▸ **Directive**:
Exactly retype the lines from the top of the data through the line containing "import React from", leaving out every picture.
⟨
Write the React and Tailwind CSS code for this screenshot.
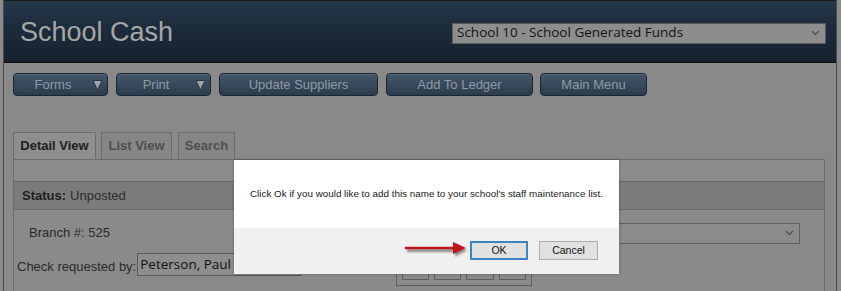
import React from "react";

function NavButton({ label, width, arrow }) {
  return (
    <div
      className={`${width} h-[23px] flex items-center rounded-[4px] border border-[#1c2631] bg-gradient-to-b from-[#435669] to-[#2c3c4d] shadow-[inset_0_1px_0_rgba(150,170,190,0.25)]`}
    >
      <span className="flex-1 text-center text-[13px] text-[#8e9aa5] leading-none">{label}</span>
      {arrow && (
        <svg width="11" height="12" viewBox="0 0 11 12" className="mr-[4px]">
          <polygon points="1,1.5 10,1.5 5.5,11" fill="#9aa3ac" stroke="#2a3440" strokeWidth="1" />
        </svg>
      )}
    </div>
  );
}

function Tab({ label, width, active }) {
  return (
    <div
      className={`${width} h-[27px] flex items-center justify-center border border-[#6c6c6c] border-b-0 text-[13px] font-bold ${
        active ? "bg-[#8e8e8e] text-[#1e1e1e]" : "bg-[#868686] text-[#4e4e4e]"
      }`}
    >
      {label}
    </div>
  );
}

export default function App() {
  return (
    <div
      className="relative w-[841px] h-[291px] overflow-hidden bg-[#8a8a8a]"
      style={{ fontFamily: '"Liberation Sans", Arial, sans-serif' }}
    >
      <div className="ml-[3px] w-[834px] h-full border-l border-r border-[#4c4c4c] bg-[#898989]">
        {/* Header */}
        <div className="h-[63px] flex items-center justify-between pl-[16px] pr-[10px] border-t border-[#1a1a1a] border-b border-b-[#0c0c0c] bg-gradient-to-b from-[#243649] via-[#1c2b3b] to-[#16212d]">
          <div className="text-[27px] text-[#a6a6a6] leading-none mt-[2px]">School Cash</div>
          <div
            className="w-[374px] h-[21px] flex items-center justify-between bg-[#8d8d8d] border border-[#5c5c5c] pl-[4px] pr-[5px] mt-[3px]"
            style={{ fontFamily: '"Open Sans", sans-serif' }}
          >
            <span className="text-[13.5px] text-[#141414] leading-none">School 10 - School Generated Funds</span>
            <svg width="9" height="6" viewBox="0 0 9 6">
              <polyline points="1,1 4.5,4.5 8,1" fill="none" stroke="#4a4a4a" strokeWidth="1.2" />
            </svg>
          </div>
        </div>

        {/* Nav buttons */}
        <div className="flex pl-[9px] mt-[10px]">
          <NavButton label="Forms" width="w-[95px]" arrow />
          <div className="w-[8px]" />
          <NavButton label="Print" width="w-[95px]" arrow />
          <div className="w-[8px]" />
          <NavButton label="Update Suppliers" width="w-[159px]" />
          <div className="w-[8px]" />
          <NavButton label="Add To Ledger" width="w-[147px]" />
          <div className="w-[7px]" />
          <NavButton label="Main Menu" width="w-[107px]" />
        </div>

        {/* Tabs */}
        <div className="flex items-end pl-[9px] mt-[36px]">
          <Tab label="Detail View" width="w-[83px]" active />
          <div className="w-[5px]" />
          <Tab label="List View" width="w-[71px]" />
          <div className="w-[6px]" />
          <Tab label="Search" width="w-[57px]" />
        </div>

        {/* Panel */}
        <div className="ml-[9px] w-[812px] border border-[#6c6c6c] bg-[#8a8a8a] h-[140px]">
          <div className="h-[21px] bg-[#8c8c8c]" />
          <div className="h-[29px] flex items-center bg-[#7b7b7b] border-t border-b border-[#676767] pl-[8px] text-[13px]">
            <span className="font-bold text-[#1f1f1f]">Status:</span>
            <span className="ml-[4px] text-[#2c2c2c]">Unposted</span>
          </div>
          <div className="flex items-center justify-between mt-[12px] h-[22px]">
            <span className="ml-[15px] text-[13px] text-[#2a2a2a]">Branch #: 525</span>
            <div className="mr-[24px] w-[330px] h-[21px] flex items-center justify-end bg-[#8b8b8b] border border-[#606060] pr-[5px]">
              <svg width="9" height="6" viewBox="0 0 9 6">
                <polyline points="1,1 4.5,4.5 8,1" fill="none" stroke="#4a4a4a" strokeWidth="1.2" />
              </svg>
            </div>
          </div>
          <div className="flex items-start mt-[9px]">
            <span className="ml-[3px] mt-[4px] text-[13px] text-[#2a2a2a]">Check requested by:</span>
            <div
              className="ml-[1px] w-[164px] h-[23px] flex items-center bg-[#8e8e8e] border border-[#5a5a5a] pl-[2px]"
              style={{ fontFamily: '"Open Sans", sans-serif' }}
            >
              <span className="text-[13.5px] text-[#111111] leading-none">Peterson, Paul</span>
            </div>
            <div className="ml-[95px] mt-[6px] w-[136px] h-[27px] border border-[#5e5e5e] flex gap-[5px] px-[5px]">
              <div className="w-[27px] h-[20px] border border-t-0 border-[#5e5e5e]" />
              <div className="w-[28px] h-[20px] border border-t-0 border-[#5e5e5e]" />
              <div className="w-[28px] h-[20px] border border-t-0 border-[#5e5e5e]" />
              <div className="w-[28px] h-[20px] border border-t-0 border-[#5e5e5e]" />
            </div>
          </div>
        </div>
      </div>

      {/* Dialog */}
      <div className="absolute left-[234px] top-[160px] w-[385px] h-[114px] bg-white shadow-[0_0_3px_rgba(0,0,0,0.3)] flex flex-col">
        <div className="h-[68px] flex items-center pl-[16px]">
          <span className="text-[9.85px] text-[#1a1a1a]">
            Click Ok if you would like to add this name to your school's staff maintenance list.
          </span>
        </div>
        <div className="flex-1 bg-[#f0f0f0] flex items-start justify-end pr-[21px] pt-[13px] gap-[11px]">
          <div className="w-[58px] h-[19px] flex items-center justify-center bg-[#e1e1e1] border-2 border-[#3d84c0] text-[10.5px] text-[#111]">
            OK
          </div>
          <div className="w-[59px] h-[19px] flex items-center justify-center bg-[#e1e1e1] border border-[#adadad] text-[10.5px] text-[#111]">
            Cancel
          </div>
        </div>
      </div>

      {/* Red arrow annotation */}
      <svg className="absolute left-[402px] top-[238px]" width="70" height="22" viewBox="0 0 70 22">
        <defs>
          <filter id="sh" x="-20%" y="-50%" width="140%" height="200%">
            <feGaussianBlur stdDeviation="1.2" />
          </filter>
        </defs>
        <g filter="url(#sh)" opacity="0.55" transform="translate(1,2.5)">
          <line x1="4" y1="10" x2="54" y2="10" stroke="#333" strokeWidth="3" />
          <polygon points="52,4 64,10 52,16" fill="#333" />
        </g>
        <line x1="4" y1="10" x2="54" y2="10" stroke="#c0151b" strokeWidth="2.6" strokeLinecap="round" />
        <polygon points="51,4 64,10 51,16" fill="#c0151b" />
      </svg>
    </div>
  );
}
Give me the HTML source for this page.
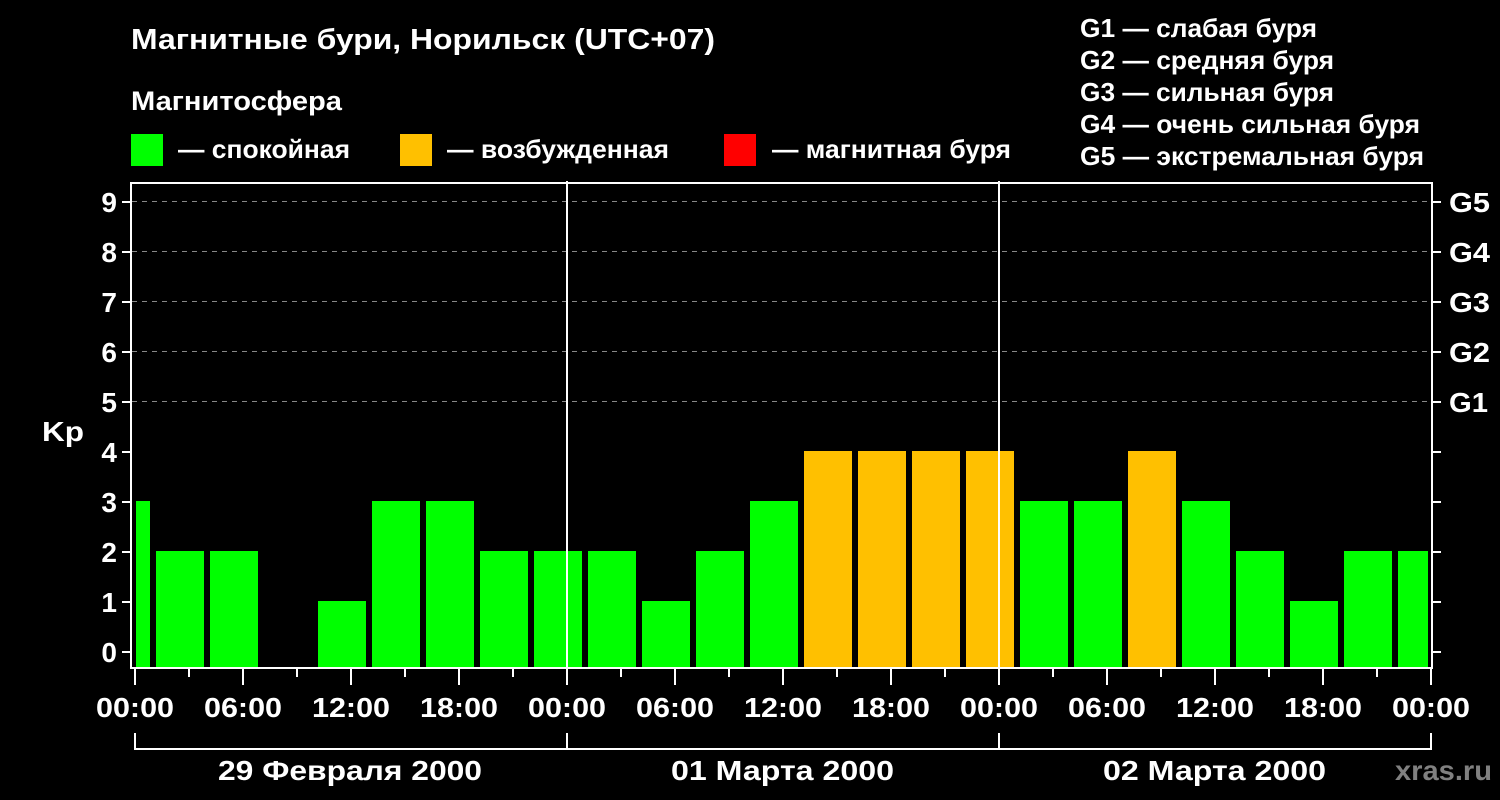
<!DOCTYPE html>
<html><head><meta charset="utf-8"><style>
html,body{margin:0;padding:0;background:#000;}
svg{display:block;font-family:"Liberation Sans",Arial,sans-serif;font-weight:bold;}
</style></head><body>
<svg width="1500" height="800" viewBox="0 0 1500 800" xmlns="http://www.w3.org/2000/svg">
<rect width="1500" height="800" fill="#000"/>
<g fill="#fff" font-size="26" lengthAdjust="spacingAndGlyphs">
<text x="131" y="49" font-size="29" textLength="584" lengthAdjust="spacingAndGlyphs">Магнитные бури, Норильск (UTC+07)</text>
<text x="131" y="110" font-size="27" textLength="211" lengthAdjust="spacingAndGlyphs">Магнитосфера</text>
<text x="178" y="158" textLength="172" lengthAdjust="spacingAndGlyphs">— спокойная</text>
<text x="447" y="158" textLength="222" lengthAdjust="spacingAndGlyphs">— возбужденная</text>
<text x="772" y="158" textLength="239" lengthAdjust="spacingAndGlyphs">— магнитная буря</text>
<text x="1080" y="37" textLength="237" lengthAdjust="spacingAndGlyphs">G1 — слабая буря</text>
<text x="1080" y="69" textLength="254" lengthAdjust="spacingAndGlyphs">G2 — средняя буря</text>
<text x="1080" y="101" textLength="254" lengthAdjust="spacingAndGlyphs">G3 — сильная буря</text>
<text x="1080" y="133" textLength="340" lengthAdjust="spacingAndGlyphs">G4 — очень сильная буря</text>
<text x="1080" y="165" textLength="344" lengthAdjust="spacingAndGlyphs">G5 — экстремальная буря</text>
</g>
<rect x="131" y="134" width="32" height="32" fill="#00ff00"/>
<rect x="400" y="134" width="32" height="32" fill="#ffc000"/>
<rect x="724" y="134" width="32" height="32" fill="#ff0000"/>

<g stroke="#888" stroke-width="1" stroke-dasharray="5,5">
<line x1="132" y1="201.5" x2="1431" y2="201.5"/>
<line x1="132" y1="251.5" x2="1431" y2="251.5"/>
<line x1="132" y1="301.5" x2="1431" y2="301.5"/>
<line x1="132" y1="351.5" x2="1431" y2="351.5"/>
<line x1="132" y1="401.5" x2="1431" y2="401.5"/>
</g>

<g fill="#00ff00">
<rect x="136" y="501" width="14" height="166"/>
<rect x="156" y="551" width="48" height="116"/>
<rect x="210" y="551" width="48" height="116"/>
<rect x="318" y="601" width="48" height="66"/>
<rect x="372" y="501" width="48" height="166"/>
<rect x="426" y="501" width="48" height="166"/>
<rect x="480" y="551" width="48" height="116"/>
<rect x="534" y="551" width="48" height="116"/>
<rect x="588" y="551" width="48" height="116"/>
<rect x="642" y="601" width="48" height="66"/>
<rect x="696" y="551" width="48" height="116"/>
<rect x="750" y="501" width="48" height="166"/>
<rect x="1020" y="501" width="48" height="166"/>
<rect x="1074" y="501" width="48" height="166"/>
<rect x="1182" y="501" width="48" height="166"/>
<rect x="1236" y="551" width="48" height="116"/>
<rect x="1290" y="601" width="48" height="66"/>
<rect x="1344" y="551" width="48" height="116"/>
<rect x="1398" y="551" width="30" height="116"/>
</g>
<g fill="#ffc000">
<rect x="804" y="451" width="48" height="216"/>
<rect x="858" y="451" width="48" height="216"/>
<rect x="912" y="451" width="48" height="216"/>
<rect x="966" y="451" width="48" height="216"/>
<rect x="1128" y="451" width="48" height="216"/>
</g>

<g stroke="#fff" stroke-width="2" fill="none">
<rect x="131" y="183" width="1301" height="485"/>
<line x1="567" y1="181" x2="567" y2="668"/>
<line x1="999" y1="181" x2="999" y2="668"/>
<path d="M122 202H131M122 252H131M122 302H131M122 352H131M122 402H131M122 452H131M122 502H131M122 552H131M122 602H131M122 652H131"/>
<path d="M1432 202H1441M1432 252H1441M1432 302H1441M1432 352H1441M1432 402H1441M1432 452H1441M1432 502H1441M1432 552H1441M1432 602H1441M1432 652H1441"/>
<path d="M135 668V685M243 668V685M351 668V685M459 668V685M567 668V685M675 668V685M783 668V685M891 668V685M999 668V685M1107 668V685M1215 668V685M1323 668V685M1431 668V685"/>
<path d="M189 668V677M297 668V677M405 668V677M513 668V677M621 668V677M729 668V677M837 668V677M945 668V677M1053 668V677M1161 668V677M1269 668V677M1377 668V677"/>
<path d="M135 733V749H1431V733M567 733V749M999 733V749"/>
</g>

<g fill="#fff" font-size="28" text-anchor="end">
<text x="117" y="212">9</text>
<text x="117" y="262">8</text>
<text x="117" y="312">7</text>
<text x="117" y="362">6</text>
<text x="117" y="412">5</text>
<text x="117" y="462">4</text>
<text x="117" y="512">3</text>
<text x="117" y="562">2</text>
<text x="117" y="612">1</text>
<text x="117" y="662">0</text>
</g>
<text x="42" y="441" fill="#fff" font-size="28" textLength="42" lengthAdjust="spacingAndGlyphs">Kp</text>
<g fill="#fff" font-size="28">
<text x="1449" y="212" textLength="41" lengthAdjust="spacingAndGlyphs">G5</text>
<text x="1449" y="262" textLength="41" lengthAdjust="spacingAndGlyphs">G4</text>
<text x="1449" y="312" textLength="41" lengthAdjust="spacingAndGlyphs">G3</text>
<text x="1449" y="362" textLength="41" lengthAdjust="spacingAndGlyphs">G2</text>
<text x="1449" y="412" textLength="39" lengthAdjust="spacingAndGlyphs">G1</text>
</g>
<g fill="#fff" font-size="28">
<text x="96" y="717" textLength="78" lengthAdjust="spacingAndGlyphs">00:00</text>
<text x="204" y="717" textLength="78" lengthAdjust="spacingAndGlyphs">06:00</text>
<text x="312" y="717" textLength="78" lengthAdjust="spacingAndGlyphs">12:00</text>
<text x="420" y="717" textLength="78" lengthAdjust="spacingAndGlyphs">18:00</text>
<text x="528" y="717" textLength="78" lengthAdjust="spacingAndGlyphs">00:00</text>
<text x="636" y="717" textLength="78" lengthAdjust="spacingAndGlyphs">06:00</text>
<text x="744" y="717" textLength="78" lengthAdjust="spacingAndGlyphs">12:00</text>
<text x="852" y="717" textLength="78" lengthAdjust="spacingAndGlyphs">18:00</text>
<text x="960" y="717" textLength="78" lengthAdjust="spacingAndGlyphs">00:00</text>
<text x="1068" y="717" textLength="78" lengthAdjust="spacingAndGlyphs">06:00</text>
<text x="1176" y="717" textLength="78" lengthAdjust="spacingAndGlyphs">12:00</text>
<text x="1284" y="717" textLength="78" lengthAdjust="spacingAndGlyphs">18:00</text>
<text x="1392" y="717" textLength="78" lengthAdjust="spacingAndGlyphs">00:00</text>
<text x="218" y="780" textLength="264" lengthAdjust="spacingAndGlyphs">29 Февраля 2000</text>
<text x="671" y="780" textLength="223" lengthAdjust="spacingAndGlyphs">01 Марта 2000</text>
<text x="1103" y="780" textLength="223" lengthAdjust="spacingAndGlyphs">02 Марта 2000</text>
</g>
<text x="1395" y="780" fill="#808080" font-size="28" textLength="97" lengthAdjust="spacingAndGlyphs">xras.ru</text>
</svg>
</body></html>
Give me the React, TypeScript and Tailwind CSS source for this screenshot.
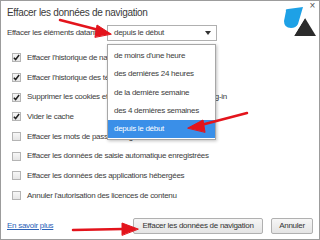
⟩
▸ **Written solution**:
Write the React and Tailwind CSS code for this screenshot.
import React from "react";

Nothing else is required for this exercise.